Northern Ireland 0, Stoke City 2. "Northern Ireland had 16 shots, no goals. Stoke City had around 6 shots. Mega frustration for Graham."

Toulouse 0, SonderjyskE 4. "Graham didn't like Toulouse. TO LOSE. Do you get the joke?"

We were writing this list for ourselves, and you can tell which one of us wrote any given entry by who gets excused and who gets mocked.

This is the brick fall celebration. We did it after every single goal.

The endeavour started as a way to give context and meaning to an otherwise disconnected series of friendlies, and of bringing order to a system wild with FIFA's idiosyncracies. For example, the game's random button on the team selection screen is a joke, picking the same small number of teams over and over and over again.

"Plucky Tijuana smash one of the world's best teams."
"We get Tijuana more than any other team. "Random", psh. This game proves Rich's total Tijuana dominance."
"Another Tijuana, another Rich win."
"Tijuana fuck off?"

To avoid having to play as CSKA Moskva more than 16 times, we first started allowing ourselves multiple presses of the randomise button to determine teams. When that proved similarly predictable, we selected teams by closing our eyes, pushing the stick in a random direction and playing whatever team we landed upon.

Technically these are all from FIFA 12. Isn't it awful you can't tell?

Eventually we learned the timing to shift from one league to another with our eyes closed - push right from England for seven seconds and you'll land on the miscellaneous team category, inside of which you'll find the Classic XI, a super-team consisting of history's greatest footballers. So we banned that team, and then any team less than four star, and so on. Our rules changed, but the spreadsheet made sure everything was logged, was consistent, that it all mattered.

Sunderland 3, Brazil 1. "Brazil go 1-0 up then fall apart. Sunderland slot one in the corner, head another, get a third from a failed clearance."

It also keeps track of our running jokes, and through that works as a strange piece of game criticism. A recurring theme is "cheat players"; real-world footballers with skills that translate in over-powered ways to FIFA's abstracted simulation, or who have simply been poorly balanced. Samuel Eto'o possesses an uncanny ability to score from forty yards away ("'I hate fucking magic Eto'o, this is such bullshit.' - Graham Smith, 2012", reads one log entry), while Ibrahimovic causes defenders and goalkeepers to crumple in fear in front of him ("Ibra, Ibra, Ibra, Ibra. Magic man Ibra," reads another).

Best player in the world, this. Bit sleepy though.

Most of all though, the spreadsheet is a diary for a year in our lives. You wouldn't know it from the colour-coding or the notes, but the document is thick with memories. Part of the reason for that is that FIFA is a tight, tense game when played by two people who know one another well.
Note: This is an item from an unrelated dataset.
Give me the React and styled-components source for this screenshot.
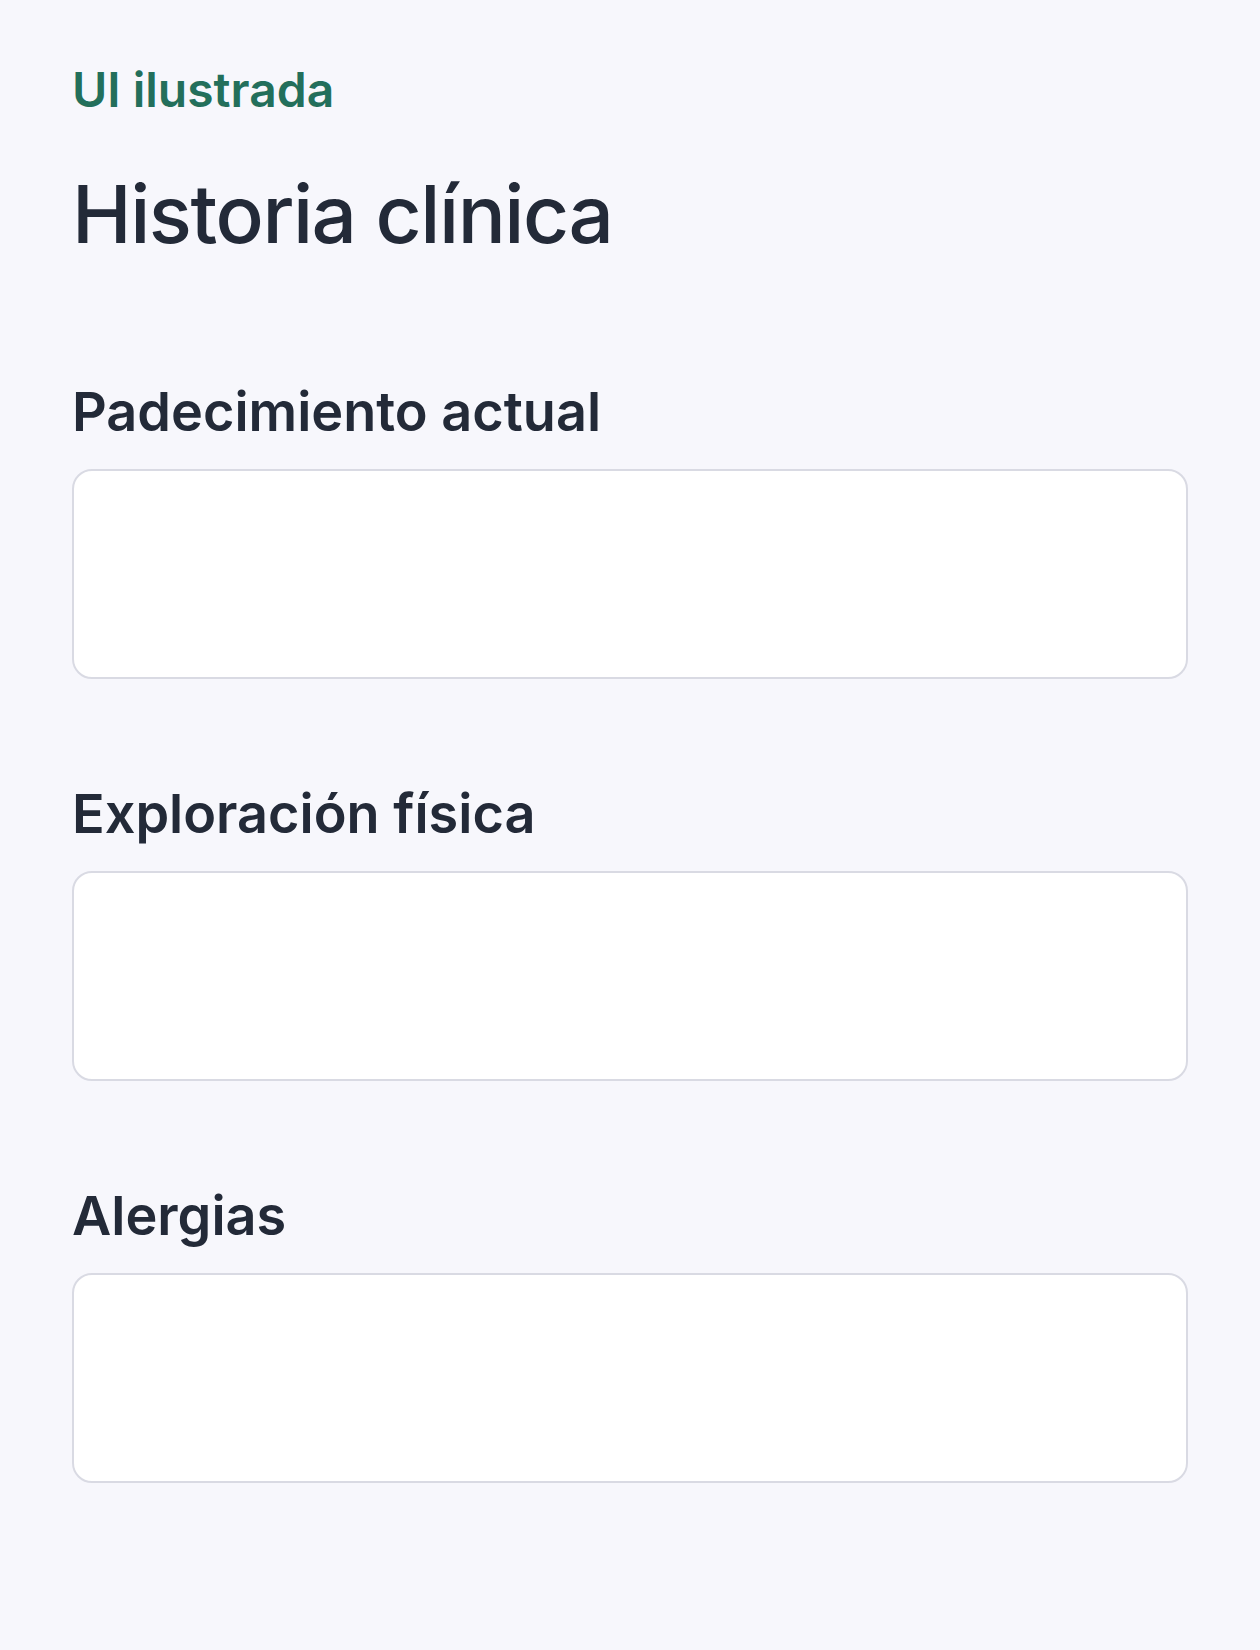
import React from 'react';
import styled, { createGlobalStyle } from 'styled-components';

const GlobalStyle = createGlobalStyle`
  html, body {
    margin: 0;
    padding: 0;
    background: #f7f7fc;
  }
  body {
    font-family: Inter, "Noto Sans", "Liberation Sans", sans-serif;
    color: #232a38;
  }
`

const Page = styled.main`
  min-height: 1650px;
  box-sizing: border-box;
  padding: 61px 72px 0;
  background: #f7f7fc;
`

const Eyebrow = styled.div`
  font-size: 48px;
  line-height: 58px;
  font-weight: 600;
  color: #236f5b;
`

const Title = styled.h1`
  margin: 47px 0 0;
  font-size: 80px;
  line-height: 96px;
  font-weight: 500;
  letter-spacing: -0.018em;
  color: #232a38;
`

const Form = styled.form`
  display: flex;
  flex-direction: column;
  gap: 102px;
  margin-top: 117px;
`

const Field = styled.div`
  display: flex;
  flex-direction: column;
  gap: 24px;
`

const Label = styled.label`
  font-size: 54px;
  line-height: 66px;
  font-weight: 600;
  color: #232a38;
`

const Box = styled.textarea`
  display: block;
  box-sizing: border-box;
  width: 100%;
  height: 210px;
  margin: 0;
  padding: 20px 24px;
  border: 2px solid #d9dae3;
  border-radius: 20px;
  background: #ffffff;
  font: inherit;
  font-size: 40px;
  resize: none;
  outline: none;
`

const fields = [
  { id: 'padecimiento', label: 'Padecimiento actual' },
  { id: 'exploracion', label: 'Exploración física' },
  { id: 'alergias', label: 'Alergias' },
]

const App = () => {
  return (
    <>
      <GlobalStyle />
      <Page>
        <Eyebrow>UI ilustrada</Eyebrow>
        <Title>Historia clínica</Title>
        <Form>
          {fields.map((f) => (
            <Field key={f.id}>
              <Label htmlFor={f.id}>{f.label}</Label>
              <Box id={f.id} />
            </Field>
          ))}
        </Form>
      </Page>
    </>
  )
}

export default App;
You reach a point where you can flawlessly predict when the other person is going to cut inside with a winger, when they're teeing up for a curling shot, when they're moving their goalkeeper for a short throw-out or a long punt. Games are therefore won and lost by some uncontrollable, immeasurable quantity of mental focus, and that can change based on who has had a good morning, who got the Boots meal deal for lunch they wanted, or whatever else was happening in our lives.
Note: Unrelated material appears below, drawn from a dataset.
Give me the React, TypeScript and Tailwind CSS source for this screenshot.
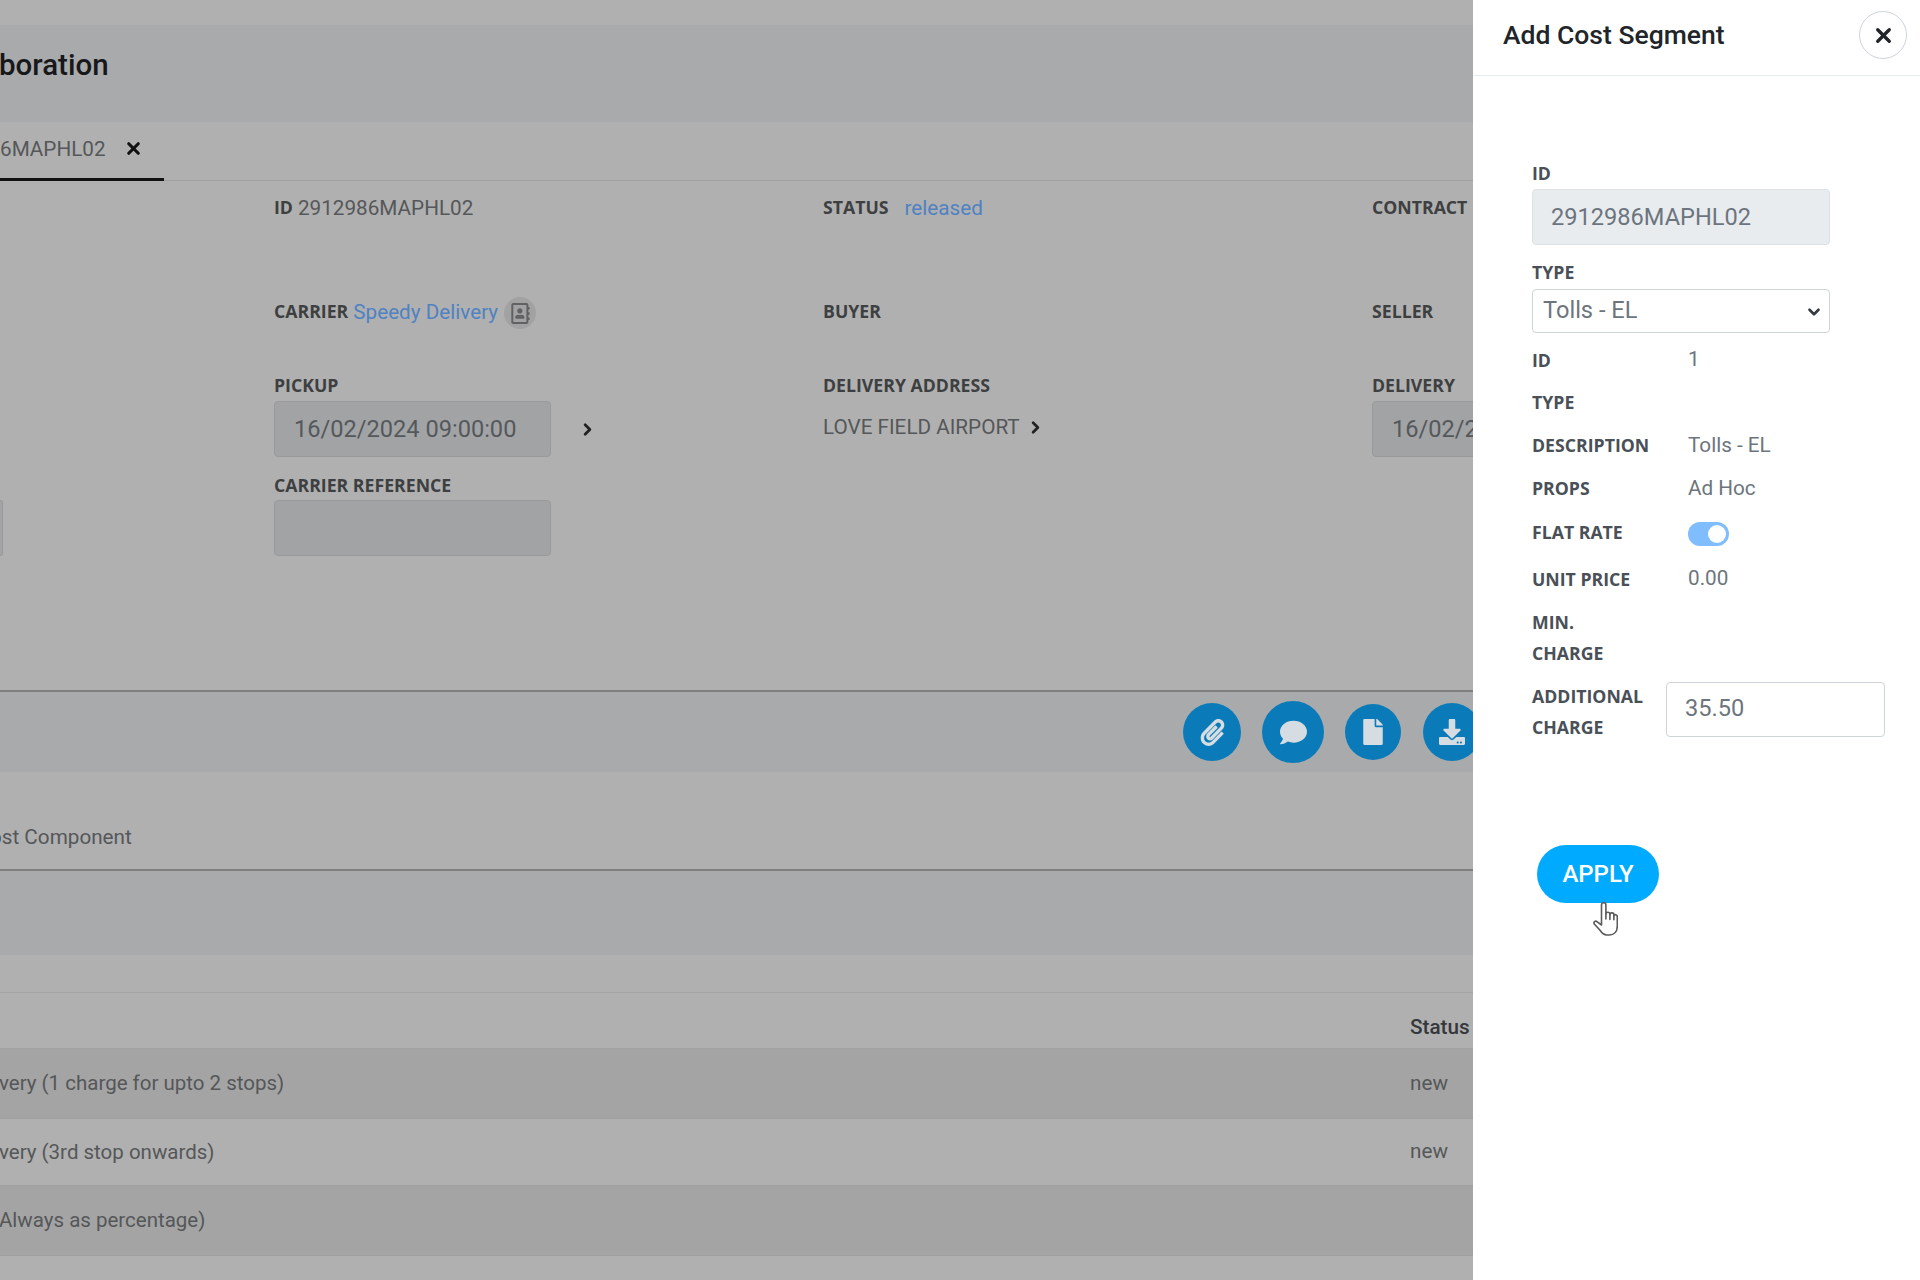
import { ChevronDown, ChevronRight, X } from "lucide-react";
import { FaComment, FaDownload, FaFile, FaPaperclip, FaRegAddressBook } from "react-icons/fa";

const label = "font-['Open_Sans',sans-serif] text-[17.7px] font-bold leading-[22px] text-[#3d3f41]";
const panelLabel = "font-['Open_Sans',sans-serif] text-[17.7px] font-bold leading-[31px] text-[#495057]";
const value = "text-[20.7px] leading-6 text-[#555759]";
const dimInput = "h-14 w-[277px] rounded border border-[#989a9c] bg-[#a1a3a5] pl-[19px] text-[23.6px] text-[#55585b]";

const rows = [
  { name: "ID", val: "1", height: "h-[42px]" },
  { name: "TYPE", val: "", height: "h-[43px]" },
  { name: "DESCRIPTION", val: "Tolls - EL", height: "h-[43px]" },
  { name: "PROPS", val: "Ad Hoc", height: "h-[43px]" },
];

const tableRows = [
  { text: "very (1 charge for upto 2 stops)", status: "new", cls: "h-[70px] bg-[#a4a4a4]" },
  { text: "very (3rd stop onwards)", status: "new", cls: "h-[67px] bg-[#b0b0b0]" },
  { text: "Always as percentage)", status: "", cls: "h-[70px] bg-[#a4a4a4]" },
];

function ActionButton({ size, children }: { size: string; children: React.ReactNode }) {
  return (
    <span className={`flex shrink-0 items-center justify-center rounded-full bg-[#0a7bb8] text-[#d5dde2] ${size}`}>
      {children}
    </span>
  );
}

function HandCursor() {
  return (
    <svg viewBox="0 0 26 35" className="absolute left-[55px] top-[57px] h-[35px] w-[26px]" fill="white" stroke="#5a5a5a" strokeWidth="1.6" strokeLinejoin="round" strokeLinecap="round">
      <path d="M9.5 23 V3 a2.2 2.2 0 0 1 4.4 0 V12 a2 2 0 0 1 4 0.5 a2 2 0 0 1 4 0.8 a2 2 0 0 1 3.4 1.7 v9 c0 5.5 -3 9 -8 9 h-2.5 c-3 0 -5 -2 -7 -5 l-5.5 -6 c-1.2 -2 1 -3.7 3 -2.2 Z" />
      <path d="M13.9 12 v5 M17.9 12.5 v5 M21.9 13.3 v4.5" fill="none" />
    </svg>
  );
}

export default function App() {
  return (
    <div className="flex h-[1280px] w-[1920px] overflow-hidden bg-[#b0b0b0] font-['Roboto',sans-serif]">
      {/* dimmed page behind the drawer */}
      <div className="flex w-[1473px] shrink-0 flex-col overflow-hidden">
        <div className="mt-[25px] flex h-[97px] items-center bg-[#a9aaac]">
          <h1 className="-mt-[16px] -ml-px text-[29.5px] font-medium text-[#17181a]">boration</h1>
        </div>

        <div className="flex h-[59px] border-b border-[#a0a0a0]">
          <div className="flex h-[59px] w-[164px] items-center border-b-[3px] border-[#111] pb-[3px]">
            <span className={value}>6MAPHL02</span>
            <X className="ml-[18px] h-[19px] w-[19px] text-[#111]" strokeWidth={4} />
          </div>
        </div>

        <div className="grid h-[509px] grid-cols-[274px_549px_549px_101px] grid-rows-[104px_74px_100px_1fr] pt-[15px]">
          <div />
          <div className="flex items-start">
            <span className={label}>ID</span>
            <span className={`${value} ml-[5px]`}>2912986MAPHL02</span>
          </div>
          <div className="flex items-start">
            <span className={label}>STATUS</span>
            <span className="ml-4 text-[20.7px] leading-6 text-[#4f82c2]">released</span>
          </div>
          <span className={label}>CONTRACT</span>

          <div />
          <div className="flex items-start">
            <span className={label}>CARRIER</span>
            <span className="ml-[5px] text-[20.7px] leading-6 text-[#4f82c2]">Speedy Delivery</span>
            <span className="ml-[6px] -mt-[3px] flex h-8 w-8 items-center justify-center rounded-full bg-[#a2a2a2]">
              <FaRegAddressBook className="h-[21px] w-[21px] text-[#5f6163]" />
            </span>
          </div>
          <span className={label}>BUYER</span>
          <span className={label}>SELLER</span>

          <div />
          <div>
            <div className={label}>PICKUP</div>
            <div className="mt-[5px] flex items-center">
              <input readOnly value="16/02/2024 09:00:00" className={dimInput} />
              <ChevronRight className="ml-[27px] h-[19px] w-[19px] text-[#222]" strokeWidth={3.5} />
            </div>
          </div>
          <div>
            <div className={label}>DELIVERY ADDRESS</div>
            <div className="mt-[19px] flex items-center">
              <span className={value}>LOVE FIELD AIRPORT</span>
              <ChevronRight className="ml-[6px] h-[19px] w-[19px] text-[#222]" strokeWidth={3.5} />
            </div>
          </div>
          <div>
            <div className={label}>DELIVERY</div>
            <input readOnly value="16/02/2024 09:00:00" className={`${dimInput} mt-[5px]`} />
          </div>

          <div className="pt-[26px]">
            <div className="h-14 w-[3px] rounded-r border border-l-0 border-[#989a9c] bg-[#a1a3a5]" />
          </div>
          <div>
            <div className={label}>CARRIER REFERENCE</div>
            <div className="mt-[4px] h-14 w-[277px] rounded border border-[#989a9c] bg-[#a1a3a5]" />
          </div>
        </div>

        <div className="flex h-[82px] items-center border-t-2 border-[#7f7f7f] bg-[#a9aaac]">
          <div className="ml-[1183px] flex items-center">
            <ActionButton size="h-[58px] w-[58px]">
              <FaPaperclip className="h-[27px] w-[27px]" />
            </ActionButton>
            <span className="w-[21px]" />
            <ActionButton size="h-[62px] w-[62px]">
              <FaComment className="h-[27px] w-[27px]" />
            </ActionButton>
            <span className="w-[21px]" />
            <ActionButton size="h-[56px] w-[56px]">
              <FaFile className="h-[26px] w-[26px]" />
            </ActionButton>
            <span className="w-[22px]" />
            <ActionButton size="h-[58px] w-[58px]">
              <FaDownload className="h-[26px] w-[26px]" />
            </ActionButton>
          </div>
        </div>

        <div className="flex h-[99px] items-center border-b-2 border-[#7f7f7f] pt-[34px]">
          <span className="-ml-[10px] text-[20.7px] text-[#555759]">ost Component</span>
        </div>
        <div className="h-[84px] shrink-0 bg-[#a9aaac]" />
        <div className="h-[38px] shrink-0 border-b border-[#a4a4a4]" />

        <div className="flex h-[56px] shrink-0 items-center justify-end border-b border-[#a0a2a4] pr-[1px] pt-[14px]">
          <span className="w-[62px] text-[20.7px] font-medium text-[#35383b]">Status</span>
        </div>
        {tableRows.map((row) => (
          <div key={row.text} className={`flex shrink-0 items-center justify-between border-b border-[#a0a0a0] ${row.cls}`}>
            <span className="-ml-px text-[20.5px] text-[#555759]">{row.text}</span>
            <span className="w-[63px] text-[20.7px] text-[#555759]">{row.status}</span>
          </div>
        ))}
      </div>

      {/* drawer */}
      <aside className="flex w-[447px] shrink-0 flex-col bg-white">
        <header className="flex h-[76px] shrink-0 items-center justify-between border-b border-[#e9ecef] pb-[5px] pl-[30px] pr-[13px]">
          <h2 className="text-[26.5px] font-medium text-[#212529]">Add Cost Segment</h2>
          <button className="flex h-12 w-12 items-center justify-center rounded-full border border-[#ced4da] text-[#212529]">
            <X className="h-[23px] w-[23px]" strokeWidth={3.5} />
          </button>
        </header>

        <div className="flex flex-col pl-[59px]">
          <label className={`${panelLabel} mt-[86px] !leading-[22px]`}>ID</label>
          <input
            readOnly
            value="2912986MAPHL02"
            className="mt-[5px] h-14 w-[298px] rounded border border-[#dee2e6] bg-[#e9ecef] pl-[18px] text-[23.6px] text-[#6c757d]"
          />
          <label className={`${panelLabel} mt-4 !leading-[22px]`}>TYPE</label>
          <div className="relative mt-[6px] w-[298px]">
            <select
              defaultValue="Tolls - EL"
              className="h-11 w-full appearance-none rounded border border-[#ced4da] bg-white pl-[10px] text-[23.6px] text-[#6c757d]"
            >
              <option>Tolls - EL</option>
            </select>
            <ChevronDown className="pointer-events-none absolute right-[7px] top-[14px] h-[18px] w-[18px] text-[#343a40]" strokeWidth={3.5} />
          </div>

          <div className="mt-[6px] flex flex-col">
            {rows.map((row) => (
              <div key={row.name} className={`flex items-center ${row.height}`}>
                <span className={`${panelLabel} w-[156px]`}>{row.name}</span>
                <span className="text-[20.7px] text-[#6c757d]">{row.val}</span>
              </div>
            ))}
            <div className="flex h-[45px] items-center">
              <span className={`${panelLabel} w-[156px]`}>FLAT RATE</span>
              <span className="mt-[3px] flex h-6 w-[41px] items-center justify-end rounded-full bg-[#80bdff] pr-[3px]">
                <span className="h-[18px] w-[18px] rounded-full bg-white" />
              </span>
            </div>
            <div className="flex h-[48px] items-center">
              <span className={`${panelLabel} w-[156px]`}>UNIT PRICE</span>
              <span className="text-[20.7px] text-[#6c757d]">0.00</span>
            </div>
            <div className={`${panelLabel} mt-[4px] w-[90px]`}>MIN. CHARGE</div>
            <div className="mt-[12px] flex items-start">
              <div className={`${panelLabel} w-[134px]`}>ADDITIONAL CHARGE</div>
              <input
                readOnly
                value="35.50"
                className="mt-px h-[55px] w-[219px] rounded border border-[#ced4da] bg-white pb-[3px] pl-[18px] text-[23.6px] text-[#6c757d]"
              />
            </div>
          </div>

          <div className="relative ml-[5px] mt-[102px] w-[122px]">
            <button className="h-[58px] w-[122px] rounded-full bg-[#00aaff] pb-px text-[24px] font-medium text-white">APPLY</button>
            <HandCursor />
          </div>
        </div>
      </aside>
    </div>
  );
}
This sounds absurd, but it's all in the spreadsheet in red and green. I can point to a particular stretch of red in my own column - representing a losing streak - and remember that it was because I was stressed about moving house at the time. ("Excuses!", Rich would say). I can then point to a similar column of red on Rich's side, which he would justify by blaming it on the stress of planning his imminent departure from where we worked.

Which was how, in the end, the spreadsheet stopped. We played a series of final games, tallied up the W-L-D, calculated our points, and declared a winner. I'm not going to tell you who - you can see the spreadsheet for yourself if you care - because who won isn't the point. ("Excuses!"). I'm proud of the spreadsheet because it took commitment to create, because it's a mental map of a particular period of my life, and because it's a monument to a mad, year-long obsession. Everyone should make one.